▶ [Dataset extract]
* * * * * * *

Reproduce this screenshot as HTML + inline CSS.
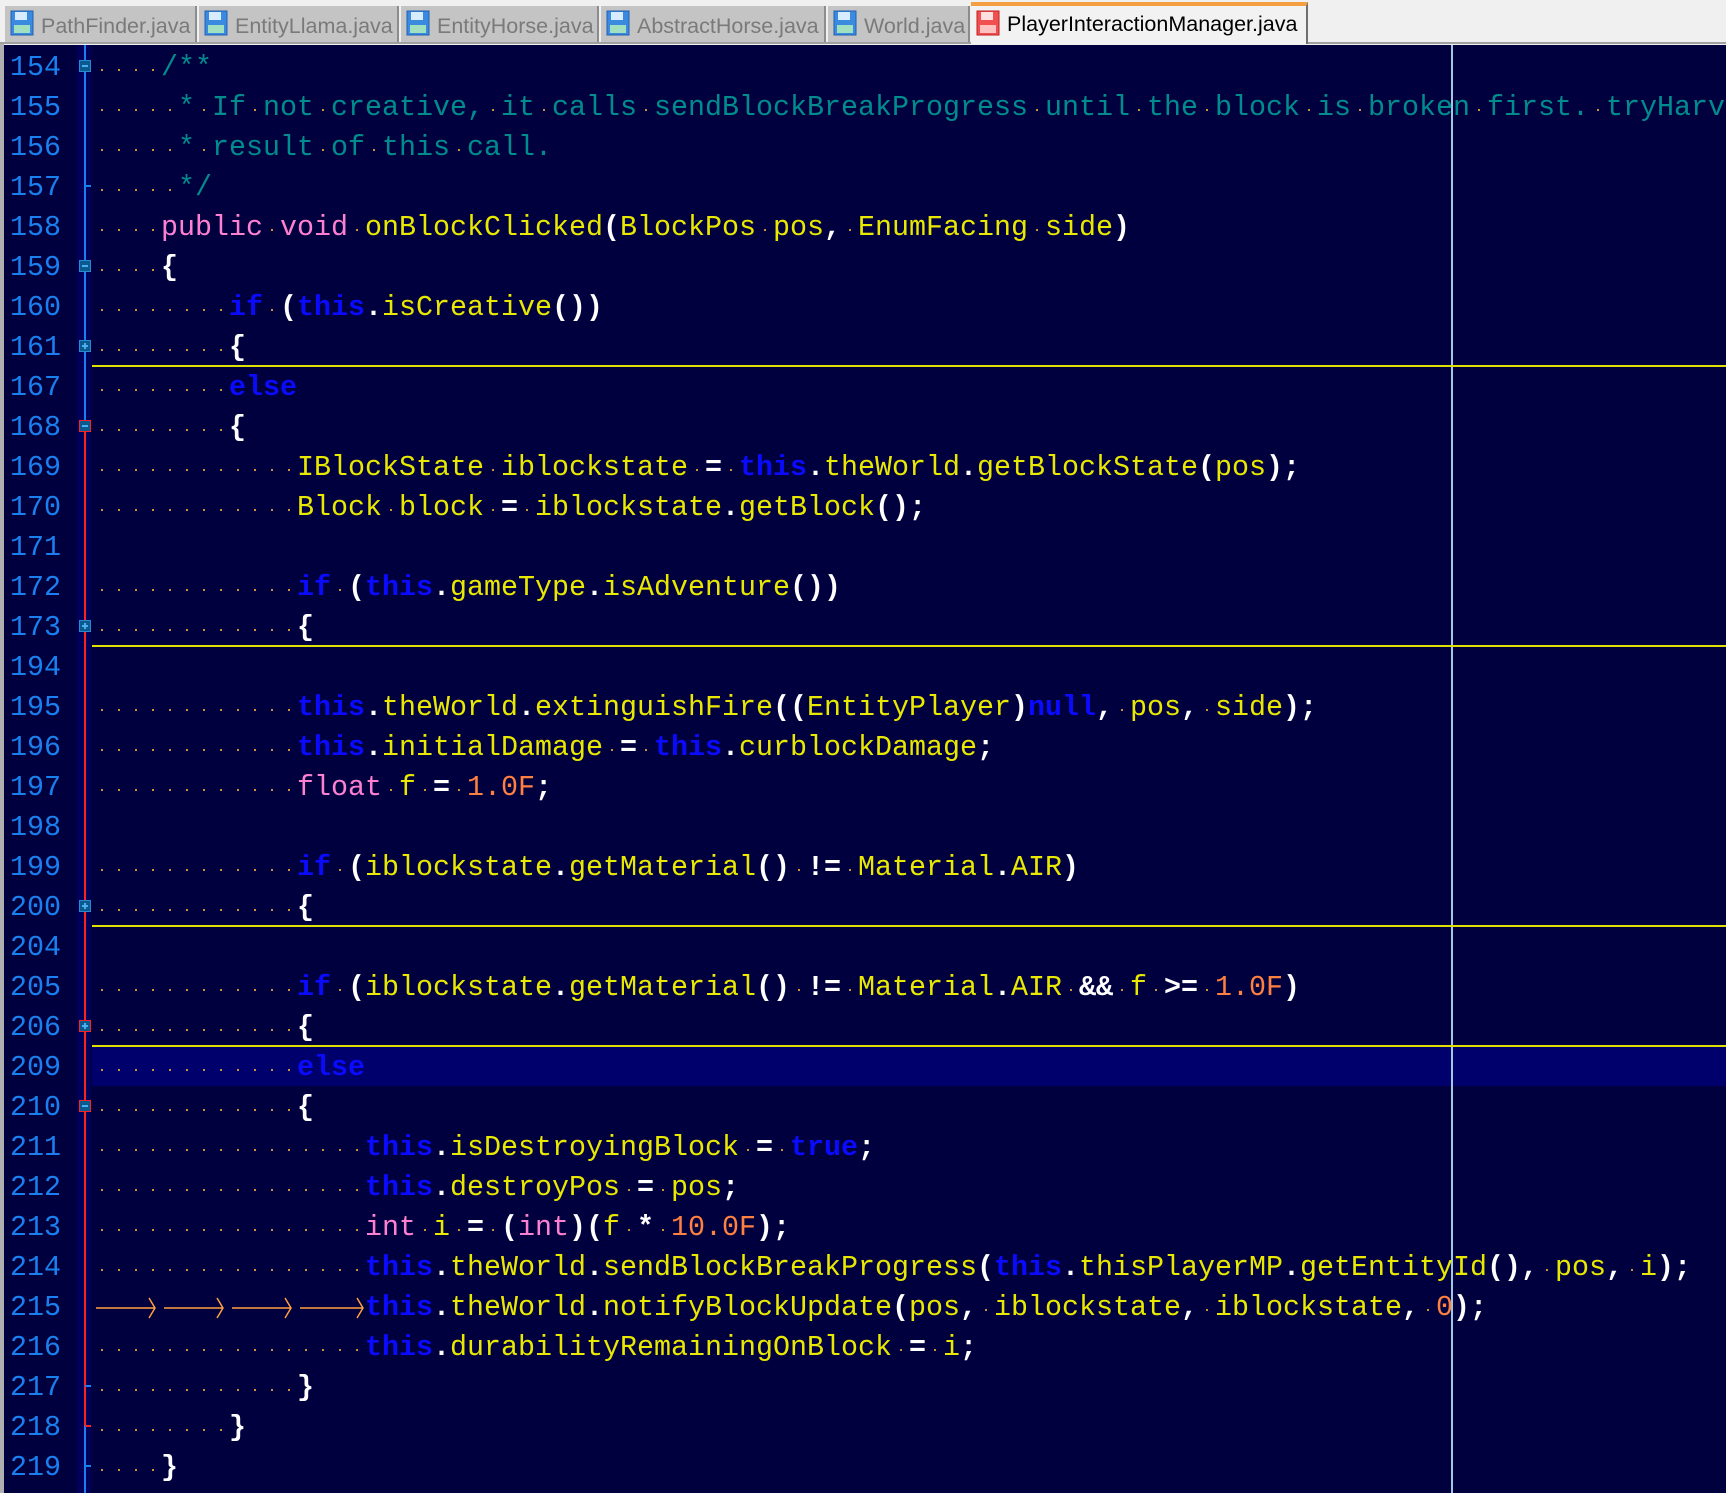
<!DOCTYPE html>
<html><head><meta charset="utf-8"><style>
*{margin:0;padding:0;box-sizing:border-box}
body{width:1726px;height:1493px;overflow:hidden;background:#f0f0f0;position:relative;font-family:"Liberation Mono",monospace}
#tabs{position:absolute;left:0;top:0;width:1726px;height:44px;background:#f0f0f0;border-bottom:2px solid #a0a0a0}
.tab{position:absolute;top:6px;height:36px;background:#c4c4c4;border-right:2px solid #8c8c8c;font-family:"Liberation Sans",Arial,sans-serif;font-size:21.5px;color:#7a7a7a;line-height:40px;padding-left:36px;white-space:nowrap;overflow:hidden}
.tab svg{position:absolute;left:5px;top:4px}
.tab.act{top:2px;height:42px;background:#f2f2f2;color:#000;border-top:4px solid #f4a040;border-right:2px solid #707070;line-height:36px}
.tab.act svg{top:4px}
#ed{position:absolute;left:4px;top:45px;width:1722px;height:1448px;background:#00003e;overflow:hidden}
#lb{position:absolute;left:0;top:44px;width:4px;height:1449px;background:#b0b0b0}
#gut{position:absolute;left:77px;top:45px;width:14px;height:1448px;background:#00005a}
.vl{position:absolute;left:84px;width:2px}
.row{position:absolute;left:0;margin-top:2px;height:40px;width:1726px;line-height:40px;font-size:28.33px;white-space:pre;color:#e8e800}
.ln{position:absolute;left:10px;color:#1a80f0}
.code{position:absolute;left:93px;width:1633px;overflow:hidden}
u{display:inline-block;width:17px;height:10px;position:relative;text-decoration:none}
u::after{content:"";position:absolute;left:8px;top:4px;width:2px;height:2px;background:#d09040}
.k{color:#0a0aff;font-weight:bold}
.t{color:#ff80d0}
.w{color:#fff;font-weight:bold}
.c{color:#008c8c}
.n{color:#ff8040}
.sep{position:absolute;left:92px;width:1634px;height:2px;background:#e0e000}
.cur{position:absolute;left:92px;width:1634px;height:40px;background:#00006c}
.mk{position:absolute;left:79px;width:12px;height:12px;background:#0a5a90;border:1px solid #2a8ad0}
.mk.r{border-color:#ff2020}
.mk::after{content:"";position:absolute;left:2px;top:4px;width:6px;height:2px;background:#4ab0f0}
.mk.p::before{content:"";position:absolute;left:4px;top:2px;width:2px;height:6px;background:#4ab0f0}
.tk{position:absolute;left:85px;width:6px;height:2px;background:#1a80f0}
</style></head><body>
<div id="tabs">
<div class="tab" style="left:5px;width:192px"><svg width="24" height="26" viewBox="0 0 24 26"><rect x="1" y="1" width="22" height="24" fill="#3a8ae0" stroke="#2060b0"/><rect x="5" y="2" width="12" height="8" fill="#d8ecff"/><rect x="4" y="15" width="16" height="8" fill="#a0e0c0"/></svg>PathFinder.java</div>
<div class="tab" style="left:199px;width:200px"><svg width="24" height="26" viewBox="0 0 24 26"><rect x="1" y="1" width="22" height="24" fill="#3a8ae0" stroke="#2060b0"/><rect x="5" y="2" width="12" height="8" fill="#d8ecff"/><rect x="4" y="15" width="16" height="8" fill="#a0e0c0"/></svg>EntityLlama.java</div>
<div class="tab" style="left:401px;width:198px"><svg width="24" height="26" viewBox="0 0 24 26"><rect x="1" y="1" width="22" height="24" fill="#3a8ae0" stroke="#2060b0"/><rect x="5" y="2" width="12" height="8" fill="#d8ecff"/><rect x="4" y="15" width="16" height="8" fill="#a0e0c0"/></svg>EntityHorse.java</div>
<div class="tab" style="left:601px;width:225px"><svg width="24" height="26" viewBox="0 0 24 26"><rect x="1" y="1" width="22" height="24" fill="#3a8ae0" stroke="#2060b0"/><rect x="5" y="2" width="12" height="8" fill="#d8ecff"/><rect x="4" y="15" width="16" height="8" fill="#a0e0c0"/></svg>AbstractHorse.java</div>
<div class="tab" style="left:828px;width:142px"><svg width="24" height="26" viewBox="0 0 24 26"><rect x="1" y="1" width="22" height="24" fill="#3a8ae0" stroke="#2060b0"/><rect x="5" y="2" width="12" height="8" fill="#d8ecff"/><rect x="4" y="15" width="16" height="8" fill="#a0e0c0"/></svg>World.java</div>
<div class="tab act" style="left:971px;width:337px"><svg width="24" height="26" viewBox="0 0 24 26"><rect x="1" y="1" width="22" height="24" fill="#f05050" stroke="#c02020"/><rect x="5" y="2" width="12" height="8" fill="#ffe0e0"/><rect x="4" y="15" width="16" height="8" fill="#ffc0c0"/></svg>PlayerInteractionManager.java</div>
</div>
<div id="lb"></div>
<div id="ed"></div>
<div id="gut"></div>
<div class="vl" style="top:45px;height:380px;background:#1a80f0"></div>
<div class="vl" style="top:425px;height:1000px;background:#ff2020"></div>
<div class="vl" style="top:1425px;height:68px;background:#1a80f0"></div>

<div class="cur" style="top:1046px"></div>
<div style="position:absolute;left:1451px;top:45px;width:2px;height:1448px;background:#9cc8e0"></div>

<div class="sep" style="top:365px"></div>
<div class="sep" style="top:645px"></div>
<div class="sep" style="top:925px"></div>
<div class="sep" style="top:1045px"></div>

<div class="row" style="top:46px"><span class="ln">154</span><span class="code"><u></u><u></u><u></u><u></u><span class="c">/**</span></span></div>
<div class="row" style="top:86px"><span class="ln">155</span><span class="code"><u></u><u></u><u></u><u></u><u></u><span class="c">*<u></u>If<u></u>not<u></u>creative,<u></u>it<u></u>calls<u></u>sendBlockBreakProgress<u></u>until<u></u>the<u></u>block<u></u>is<u></u>broken<u></u>first.<u></u>tryHarvestBlock</span></span></div>
<div class="row" style="top:126px"><span class="ln">156</span><span class="code"><u></u><u></u><u></u><u></u><u></u><span class="c">*<u></u>result<u></u>of<u></u>this<u></u>call.</span></span></div>
<div class="row" style="top:166px"><span class="ln">157</span><span class="code"><u></u><u></u><u></u><u></u><u></u><span class="c">*/</span></span></div>
<div class="row" style="top:206px"><span class="ln">158</span><span class="code"><u></u><u></u><u></u><u></u><span class="t">public</span><u></u><span class="t">void</span><u></u>onBlockClicked<span class="w">(</span>BlockPos<u></u>pos<span class="w">,</span><u></u>EnumFacing<u></u>side<span class="w">)</span></span></div>
<div class="row" style="top:246px"><span class="ln">159</span><span class="code"><u></u><u></u><u></u><u></u><span class="w">{</span></span></div>
<div class="row" style="top:286px"><span class="ln">160</span><span class="code"><u></u><u></u><u></u><u></u><u></u><u></u><u></u><u></u><span class="k">if</span><u></u><span class="w">(</span><span class="k">this</span><span class="w">.</span>isCreative<span class="w">())</span></span></div>
<div class="row" style="top:326px"><span class="ln">161</span><span class="code"><u></u><u></u><u></u><u></u><u></u><u></u><u></u><u></u><span class="w">{</span></span></div>
<div class="row" style="top:366px"><span class="ln">167</span><span class="code"><u></u><u></u><u></u><u></u><u></u><u></u><u></u><u></u><span class="k">else</span></span></div>
<div class="row" style="top:406px"><span class="ln">168</span><span class="code"><u></u><u></u><u></u><u></u><u></u><u></u><u></u><u></u><span class="w">{</span></span></div>
<div class="row" style="top:446px"><span class="ln">169</span><span class="code"><u></u><u></u><u></u><u></u><u></u><u></u><u></u><u></u><u></u><u></u><u></u><u></u>IBlockState<u></u>iblockstate<u></u><span class="w">=</span><u></u><span class="k">this</span><span class="w">.</span>theWorld<span class="w">.</span>getBlockState<span class="w">(</span>pos<span class="w">);</span></span></div>
<div class="row" style="top:486px"><span class="ln">170</span><span class="code"><u></u><u></u><u></u><u></u><u></u><u></u><u></u><u></u><u></u><u></u><u></u><u></u>Block<u></u>block<u></u><span class="w">=</span><u></u>iblockstate<span class="w">.</span>getBlock<span class="w">();</span></span></div>
<div class="row" style="top:526px"><span class="ln">171</span></div>
<div class="row" style="top:566px"><span class="ln">172</span><span class="code"><u></u><u></u><u></u><u></u><u></u><u></u><u></u><u></u><u></u><u></u><u></u><u></u><span class="k">if</span><u></u><span class="w">(</span><span class="k">this</span><span class="w">.</span>gameType<span class="w">.</span>isAdventure<span class="w">())</span></span></div>
<div class="row" style="top:606px"><span class="ln">173</span><span class="code"><u></u><u></u><u></u><u></u><u></u><u></u><u></u><u></u><u></u><u></u><u></u><u></u><span class="w">{</span></span></div>
<div class="row" style="top:646px"><span class="ln">194</span></div>
<div class="row" style="top:686px"><span class="ln">195</span><span class="code"><u></u><u></u><u></u><u></u><u></u><u></u><u></u><u></u><u></u><u></u><u></u><u></u><span class="k">this</span><span class="w">.</span>theWorld<span class="w">.</span>extinguishFire<span class="w">((</span>EntityPlayer<span class="w">)</span><span class="k">null</span><span class="w">,</span><u></u>pos<span class="w">,</span><u></u>side<span class="w">);</span></span></div>
<div class="row" style="top:726px"><span class="ln">196</span><span class="code"><u></u><u></u><u></u><u></u><u></u><u></u><u></u><u></u><u></u><u></u><u></u><u></u><span class="k">this</span><span class="w">.</span>initialDamage<u></u><span class="w">=</span><u></u><span class="k">this</span><span class="w">.</span>curblockDamage<span class="w">;</span></span></div>
<div class="row" style="top:766px"><span class="ln">197</span><span class="code"><u></u><u></u><u></u><u></u><u></u><u></u><u></u><u></u><u></u><u></u><u></u><u></u><span class="t">float</span><u></u>f<u></u><span class="w">=</span><u></u><span class="n">1.0F</span><span class="w">;</span></span></div>
<div class="row" style="top:806px"><span class="ln">198</span></div>
<div class="row" style="top:846px"><span class="ln">199</span><span class="code"><u></u><u></u><u></u><u></u><u></u><u></u><u></u><u></u><u></u><u></u><u></u><u></u><span class="k">if</span><u></u><span class="w">(</span>iblockstate<span class="w">.</span>getMaterial<span class="w">()</span><u></u><span class="w">!=</span><u></u>Material<span class="w">.</span>AIR<span class="w">)</span></span></div>
<div class="row" style="top:886px"><span class="ln">200</span><span class="code"><u></u><u></u><u></u><u></u><u></u><u></u><u></u><u></u><u></u><u></u><u></u><u></u><span class="w">{</span></span></div>
<div class="row" style="top:926px"><span class="ln">204</span></div>
<div class="row" style="top:966px"><span class="ln">205</span><span class="code"><u></u><u></u><u></u><u></u><u></u><u></u><u></u><u></u><u></u><u></u><u></u><u></u><span class="k">if</span><u></u><span class="w">(</span>iblockstate<span class="w">.</span>getMaterial<span class="w">()</span><u></u><span class="w">!=</span><u></u>Material<span class="w">.</span>AIR<u></u><span class="w">&amp;&amp;</span><u></u>f<u></u><span class="w">&gt;=</span><u></u><span class="n">1.0F</span><span class="w">)</span></span></div>
<div class="row" style="top:1006px"><span class="ln">206</span><span class="code"><u></u><u></u><u></u><u></u><u></u><u></u><u></u><u></u><u></u><u></u><u></u><u></u><span class="w">{</span></span></div>
<div class="row" style="top:1046px"><span class="ln">209</span><span class="code"><u></u><u></u><u></u><u></u><u></u><u></u><u></u><u></u><u></u><u></u><u></u><u></u><span class="k">else</span></span></div>
<div class="row" style="top:1086px"><span class="ln">210</span><span class="code"><u></u><u></u><u></u><u></u><u></u><u></u><u></u><u></u><u></u><u></u><u></u><u></u><span class="w">{</span></span></div>
<div class="row" style="top:1126px"><span class="ln">211</span><span class="code"><u></u><u></u><u></u><u></u><u></u><u></u><u></u><u></u><u></u><u></u><u></u><u></u><u></u><u></u><u></u><u></u><span class="k">this</span><span class="w">.</span>isDestroyingBlock<u></u><span class="w">=</span><u></u><span class="k">true</span><span class="w">;</span></span></div>
<div class="row" style="top:1166px"><span class="ln">212</span><span class="code"><u></u><u></u><u></u><u></u><u></u><u></u><u></u><u></u><u></u><u></u><u></u><u></u><u></u><u></u><u></u><u></u><span class="k">this</span><span class="w">.</span>destroyPos<u></u><span class="w">=</span><u></u>pos<span class="w">;</span></span></div>
<div class="row" style="top:1206px"><span class="ln">213</span><span class="code"><u></u><u></u><u></u><u></u><u></u><u></u><u></u><u></u><u></u><u></u><u></u><u></u><u></u><u></u><u></u><u></u><span class="t">int</span><u></u>i<u></u><span class="w">=</span><u></u><span class="w">(</span><span class="t">int</span><span class="w">)(</span>f<u></u><span class="w">*</span><u></u><span class="n">10.0F</span><span class="w">);</span></span></div>
<div class="row" style="top:1246px"><span class="ln">214</span><span class="code"><u></u><u></u><u></u><u></u><u></u><u></u><u></u><u></u><u></u><u></u><u></u><u></u><u></u><u></u><u></u><u></u><span class="k">this</span><span class="w">.</span>theWorld<span class="w">.</span>sendBlockBreakProgress<span class="w">(</span><span class="k">this</span><span class="w">.</span>thisPlayerMP<span class="w">.</span>getEntityId<span class="w">(),</span><u></u>pos<span class="w">,</span><u></u>i<span class="w">);</span></span></div>
<div class="row" style="top:1286px"><span class="ln">215</span><span class="code"><svg width="272" height="40" style="vertical-align:top"><g stroke="#ffa040" stroke-width="1.5" fill="none"><path d="M3 20H62M56 10L62 20L56 30"/><path d="M71 20H130M124 10L130 20L124 30"/><path d="M139 20H198M192 10L198 20L192 30"/><path d="M207 20H270M264 10L270 20L264 30"/></g></svg><span class="k">this</span><span class="w">.</span>theWorld<span class="w">.</span>notifyBlockUpdate<span class="w">(</span>pos<span class="w">,</span><u></u>iblockstate<span class="w">,</span><u></u>iblockstate<span class="w">,</span><u></u><span class="n">0</span><span class="w">);</span></span></div>
<div class="row" style="top:1326px"><span class="ln">216</span><span class="code"><u></u><u></u><u></u><u></u><u></u><u></u><u></u><u></u><u></u><u></u><u></u><u></u><u></u><u></u><u></u><u></u><span class="k">this</span><span class="w">.</span>durabilityRemainingOnBlock<u></u><span class="w">=</span><u></u>i<span class="w">;</span></span></div>
<div class="row" style="top:1366px"><span class="ln">217</span><span class="code"><u></u><u></u><u></u><u></u><u></u><u></u><u></u><u></u><u></u><u></u><u></u><u></u><span class="w">}</span></span></div>
<div class="row" style="top:1406px"><span class="ln">218</span><span class="code"><u></u><u></u><u></u><u></u><u></u><u></u><u></u><u></u><span class="w">}</span></span></div>
<div class="row" style="top:1446px"><span class="ln">219</span><span class="code"><u></u><u></u><u></u><u></u><span class="w">}</span></span></div>

<div class="mk" style="top:60px"></div>
<div class="mk" style="top:260px"></div>
<div class="mk p" style="top:340px"></div>
<div class="mk r" style="top:420px"></div>
<div class="mk p" style="top:620px"></div>
<div class="mk p" style="top:900px"></div>
<div class="mk p r" style="top:1020px"></div>
<div class="mk r" style="top:1100px"></div>
<div class="tk" style="top:185px"></div>
<div class="tk" style="top:1385px"></div>
<div class="tk" style="top:1425px;background:#ff2020"></div>
<div class="tk" style="top:1465px"></div>
</body></html>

* * * * * * *

▶ [Written task]
Collect each line holding the string "inline".

▶ [The reply]
Reproduce this screenshot as HTML + inline CSS.
u{display:inline-block;width:17px;height:10px;position:relative;text-decoration:none}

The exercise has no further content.